One of my favourite things to daydream about is becoming a hero and having super powers. What could be more wonderful than being able to fly through the sky, shooting fire from your hands, or even becoming invisible? In First Impact: Rise of a Hero you get the chance to don the shoes of a superhero and fight evil for the good of the people.
First Impact: Rise of a Hero tells the story of a new hero-in-training who gained superpowers after a meteor strike hits their home town. Unfortunately, the hero of this story isn’t the only thing affected by the meteor: strange monsters have started popping up all over town to cause chaos – and to make matters worse, the meteors are still coming! It’s up to you with your new abilities to help protect the city and try to find a way to stop the meteor showers once and for all.
First Impact is currently an Early Access game so it definitely has a lot of kinks to work out before it becomes something more substantial. It’s also designed with VR in mind, and as such, many aspects of the game don’t work well playing without a VR headset. In spite of this, the game’s concept is intriguing and I’d like to believe it has potential – but as of right now, there’s not a great deal to love.
One of the best things that First Impact has going for it is its design. It’s overly simple, but the characters and the world around you are bright, vibrant, and pleasant to look at. The monsters that you encounter are creatively designed, looking almost like tree sprites. Other characters in the world, such as civilians, don’t seem to have been given as much attention and all look very much the same just with different-coloured clothing. With a bit more effort, First Impact‘s world could definitely impress – although I did struggle to see its alleged ‘comic book’ aesthetic.
When it comes to controls, First Impact: Rise of a Hero is really confusing and hard to get used to. I played with my mouse and keyboard which was very cumbersome. It’s likely designed with a controller in mind, but being a PC-only game, more integral keyboard support would be very welcome. On one occasion, I had to click through every key on my keyboard just to figure out what button was mapped to the command I needed. There are a lot of super powers you need to get used to too: you’re able to flip between fire, wind, earth, and ice by clicking the ‘f’ button repeatedly, and left and right click do different things with each element. With fire for example, left click shoots out one fire ball where with right click you shoot a large line of fire for a few seconds.

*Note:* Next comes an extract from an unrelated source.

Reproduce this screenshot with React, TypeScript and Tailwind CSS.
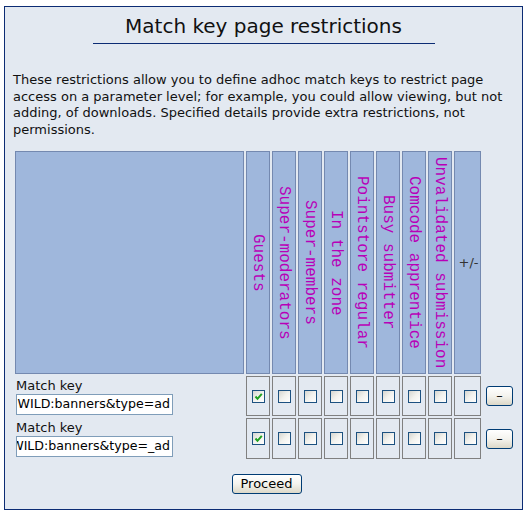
const groups = [
  "Guests",
  "Super-moderators",
  "Super-members",
  "In the zone",
  "Pointstore regular",
  "Busy submitter",
  "Comcode apprentice",
  "Unvalidated submission",
];

const rows = [
  { value: "WILD:banners&type=ad", checked: [true, false, false, false, false, false, false, false, false] },
  { value: "WILD:banners&type=_ad", checked: [true, false, false, false, false, false, false, false, false] },
];

function Checkbox({ checked }: { checked: boolean }) {
  return (
    <div className="w-[13px] h-[13px] border border-[#1c5180] bg-linear-to-br from-[#d6d6d0] via-[#f2f2ee] to-white flex items-center justify-center">
      {checked && (
        <svg width="9" height="9" viewBox="0 0 9 9">
          <path d="M1.5 4.5 L3.5 6.8 L7.8 1.8" fill="none" stroke="#21a121" strokeWidth="2" />
        </svg>
      )}
    </div>
  );
}

function XpButton({ children, className }: { children: React.ReactNode; className: string }) {
  return (
    <div
      className={`rounded-[3px] border border-[#003c74] bg-linear-to-b from-white via-[#f4f3ee] to-[#dcd8c8] flex items-center justify-center text-[13px] text-black ${className}`}
    >
      {children}
    </div>
  );
}

export default function App() {
  return (
    <div className="min-h-[515px] bg-white pt-[6px] pl-[4px] font-['DejaVu_Sans',Verdana,sans-serif]">
      <div className="w-[519px] h-[504px] border border-[#0c2c74] bg-[#e3e9f1]">
        <h2 className="w-[342px] mx-auto mt-[7px] pb-[5px] border-b border-[#0c2c74] text-center text-[20px] leading-[24px] text-[#111]">
          Match key page restrictions
        </h2>

        <p className="mt-[28px] pl-[8px] pr-[10px] text-[13px] leading-[16.5px] text-[#111]">
          These restrictions allow you to define adhoc match keys to restrict page
          access on a parameter level; for example, you could allow viewing, but not
          adding, of downloads. Specified details provide extra restrictions, not
          permissions.
        </p>

        <div className="mt-[13px] ml-[10px] grid grid-cols-[229px_repeat(8,24px)_27px_auto] grid-rows-[223px_40px_41px] gap-[2px]">
          <div className="border border-[#7489b0] bg-[#9fb7dc]" />
          {groups.map((g) => (
            <div
              key={g}
              className="border border-[#7489b0] bg-[#9fb7dc] flex items-center justify-center"
            >
              <span className="[writing-mode:vertical-rl] font-['Liberation_Mono',monospace] text-[16px] leading-[16px] text-[#b800b8] whitespace-nowrap">
                {g}
              </span>
            </div>
          ))}
          <div className="border border-[#7489b0] bg-[#9fb7dc] flex items-center justify-center pl-[2px]">
            <span className="text-[13px] text-[#333]">+/-</span>
          </div>
          <div />

          {rows.map((row, ri) => (
            <div key={ri} className="contents">
              <div className="pl-[1px] flex flex-col justify-center">
                <span className="text-[13px] leading-[16px] text-[#111]">Match key</span>
                <div className="w-[157px] h-[21px] border border-[#7f9db9] bg-white overflow-hidden flex items-center justify-end pr-[2px]">
                  <span className="whitespace-nowrap text-[12.6px] text-black">{row.value}</span>
                </div>
              </div>
              {row.checked.map((c, ci) => (
                <div
                  key={ci}
                  className={`border border-[#808080] flex items-center justify-center ${ci === 8 ? "pl-[5px]" : ""}`}
                >
                  <Checkbox checked={c} />
                </div>
              ))}
              <div className="flex items-center pl-[3px]">
                <XpButton className="w-[27px] h-[20px]">–</XpButton>
              </div>
            </div>
          ))}
        </div>

        <div className="mt-[15px] flex justify-center pl-[6px]">
          <XpButton className="w-[70px] h-[20px]">Proceed</XpButton>
        </div>
      </div>
    </div>
  );
}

It all feels a bit too clumsy and convoluted.
Along with its confusing controls, the tutorial for First Impact felt long, yet still didn’t tell me much about what I was meant to be doing. When you’re finally given free reign of the world it’s not really as “free” as it may seem. Your current goal is supposed to be highlighted with a map marker, but it is never really made obvious where you have to go to complete it. At one point I followed the marker to a location and there was nothing to do even though my goal was to kill monsters there. Having to go back and forth between locations could be fun with the world being yours to conquer, but in most cases, there just isn’t much to see.
One concept that First Impact does well is that certain monsters are weaker to some elements than others. For instance, if you come across a fire elemental monster the best way to take care of it would be water. Likewise, a water monster would be best tackled with fire, and so on. It adds a good amount of strategy to combat, but much like many of the game’s other features, the powers themselves aren’t without flaws. For one, it’s very hard to aim your abilities without being very close to the monsters. And, in the game’s current state, the chances are that if you aren’t very close to enemies you come across, they’ll glitch into the terrain before you’re able to dispatch them anyway. My favourite encounter was a tree sprite monster who was stuck in between two trees which left me unable to attack him.
Being in Early Access, it’s obvious that there are plenty of things that could be improved in First Impact: Rise of Hero, but in its current state there isn’t much to enjoy. There are currently too many bugs to make it an enjoyable experience, but even some aspects of the core gameplay feel pointless and confusing. First Impact has a nice look to it, a fun soundtrack, and a good concept, but it needs a hell of a lot of fine tuning. I’ll be intrigued to see what changes Red Meat Games do implement over the course of the Early Access period, but as it stands now, it’s not worth buying.